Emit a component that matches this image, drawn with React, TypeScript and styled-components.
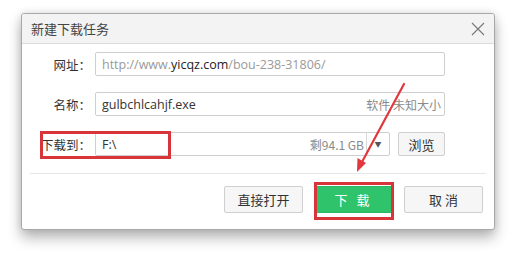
import React from 'react';
import styled, { createGlobalStyle } from 'styled-components';

const GlobalStyle = createGlobalStyle`
  html, body {
    margin: 0;
    padding: 0;
    background: #ffffff;
  }
  body {
    font-family: 'Open Sans', 'Noto Sans CJK SC', sans-serif;
    font-size: 13px;
    color: #333;
  }
`;

const Page = styled.div`
  position: relative;
  width: 515px;
  height: 258px;
  padding: 13px 0 0 21px;
  box-sizing: border-box;
  overflow: hidden;
`;

const Dialog = styled.div`
  width: 474px;
  height: 217px;
  box-sizing: border-box;
  background: #fff;
  border: 1px solid #a8a8a8;
  border-radius: 3px;
  box-shadow: 0 8px 14px rgba(0, 0, 0, 0.28), 0 0 8px rgba(0, 0, 0, 0.12);
  display: flex;
  flex-direction: column;
`;

const Header = styled.div`
  height: 30px;
  box-sizing: border-box;
  background: #f3f3f3;
  border-bottom: 1px solid #dcdcdc;
  border-radius: 3px 3px 0 0;
  display: flex;
  align-items: center;
  justify-content: space-between;
  padding: 0 9px 0 9px;
`;

const Title = styled.span`
  font-family: 'Noto Sans CJK SC', sans-serif;
  font-size: 13px;
  color: #444;
`;

const Close = styled.div`
  width: 14px;
  height: 14px;
  display: flex;
  align-items: center;
  justify-content: center;
`;

const Form = styled.div`
  display: flex;
  flex-direction: column;
  gap: 16px;
  padding-top: 8px;
`;

const Row = styled.div`
  display: flex;
  align-items: center;
  height: 24px;
`;

const Label = styled.div`
  width: 65px;
  margin-right: 8px;
  text-align: right;
  white-space: nowrap;
  font-family: 'Noto Sans CJK SC', sans-serif;
  font-size: 12.5px;
  color: #333;
`;

const Colon = styled.span`
  letter-spacing: -4px;
`;

const Field = styled.div<{ $width: number }>`
  width: ${(p) => p.$width}px;
  height: 24px;
  box-sizing: border-box;
  border: 1px solid #cfcfcf;
  border-radius: 2px;
  display: flex;
  align-items: center;
  padding: 0 3px 0 6px;
  background: #fff;
  font-family: 'Open Sans', 'Noto Sans CJK SC', sans-serif;
  font-size: 12.5px;
  color: #333;
`;

const Grow = styled.span`
  flex: 1;
  white-space: nowrap;
  overflow: hidden;
`;

const Muted = styled.span`
  color: #9a9a9a;
`;

const Dark = styled.span`
  color: #222;
`;

const Hint = styled.span`
  font-family: 'Noto Sans CJK SC', sans-serif;
  font-size: 12px;
  color: #8a8a8a;
  white-space: nowrap;
`;

const Caret = styled.div`
  width: 22px;
  height: 22px;
  margin-left: 2px;
  margin-right: -3px;
  border-left: 1px solid #d8d8d8;
  display: flex;
  align-items: center;
  justify-content: center;
  color: #555;
  font-size: 7px;
`;

const SmallButton = styled.button`
  margin-left: 8px;
  width: 47px;
  height: 24px;
  box-sizing: border-box;
  border: 1px solid #cfcfcf;
  border-radius: 2px;
  background: #f6f6f6;
  font-family: 'Noto Sans CJK SC', sans-serif;
  font-size: 13px;
  color: #333;
  padding: 0;
`;

const Divider = styled.div`
  height: 1px;
  background: #e6e6e6;
  margin: 17px 8px 0 8px;
`;

const Footer = styled.div`
  display: flex;
  justify-content: flex-end;
  gap: 11px;
  padding: 12px 11px 0 0;
`;

const Button = styled.button<{ $primary?: boolean }>`
  width: 79px;
  height: 27px;
  box-sizing: border-box;
  border-radius: 2px;
  border: 1px solid ${(p) => (p.$primary ? '#2bb862' : '#cfcfcf')};
  background: ${(p) => (p.$primary ? '#2fc46b' : '#f6f6f6')};
  color: ${(p) => (p.$primary ? '#fff' : '#333')};
  font-family: 'Noto Sans CJK SC', sans-serif;
  font-size: 13px;
  padding: 0;
  letter-spacing: ${(p) => (p.$primary ? '3px' : '0')};
`;

const Highlight = styled.div<{ $x: number; $y: number; $w: number; $h: number }>`
  position: absolute;
  left: ${(p) => p.$x}px;
  top: ${(p) => p.$y}px;
  width: ${(p) => p.$w}px;
  height: ${(p) => p.$h}px;
  box-sizing: border-box;
  border: 3px solid #d8353b;
  pointer-events: none;
`;

const Overlay = styled.svg`
  position: absolute;
  left: 0;
  top: 0;
  pointer-events: none;
`;

export default function App() {
  return (
    <>
      <GlobalStyle />
      <Page>
        <Dialog>
          <Header>
            <Title>新建下载任务</Title>
            <Close>
              <svg width="14" height="14" viewBox="0 0 14 14">
                <path d="M1 1L13 13M13 1L1 13" stroke="#777" strokeWidth="1.1" />
              </svg>
            </Close>
          </Header>
          <Form>
            <Row>
              <Label>网址<Colon>：</Colon></Label>
              <Field $width={350}>
                <Grow>
                  <Muted>http://www.</Muted>
                  <Dark>yicqz.com</Dark>
                  <Muted>/bou-238-31806/</Muted>
                </Grow>
              </Field>
            </Row>
            <Row>
              <Label>名称<Colon>：</Colon></Label>
              <Field $width={350}>
                <Grow>gulbchlcahjf.exe</Grow>
                <Hint>软件 未知大小</Hint>
              </Field>
            </Row>
            <Row>
              <Label>下载到<Colon>：</Colon></Label>
              <Field $width={295}>
                <Grow>F:\</Grow>
                <Hint>剩94.1 GB</Hint>
                <Caret>▼</Caret>
              </Field>
              <SmallButton>浏览</SmallButton>
            </Row>
          </Form>
          <Divider />
          <Footer>
            <Button>直接打开</Button>
            <Button $primary>下 载</Button>
            <Button>取 消</Button>
          </Footer>
        </Dialog>
        <Highlight $x={40} $y={131} $w={131} $h={28} />
        <Highlight $x={314} $y={182} $w={80} $h={38} />
        <Overlay width="515" height="258" viewBox="0 0 515 258">
          <path d="M404 84 L362 162" stroke="#e0383c" strokeWidth="2.2" strokeLinecap="round" />
          <path d="M357 172 L357.5 158 L366 163 Z" fill="#e0383c" />
        </Overlay>
      </Page>
    </>
  );
}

::::::::

Tally how many lines of the data include the word "React". Write the number and nothing else.

[Written response] 2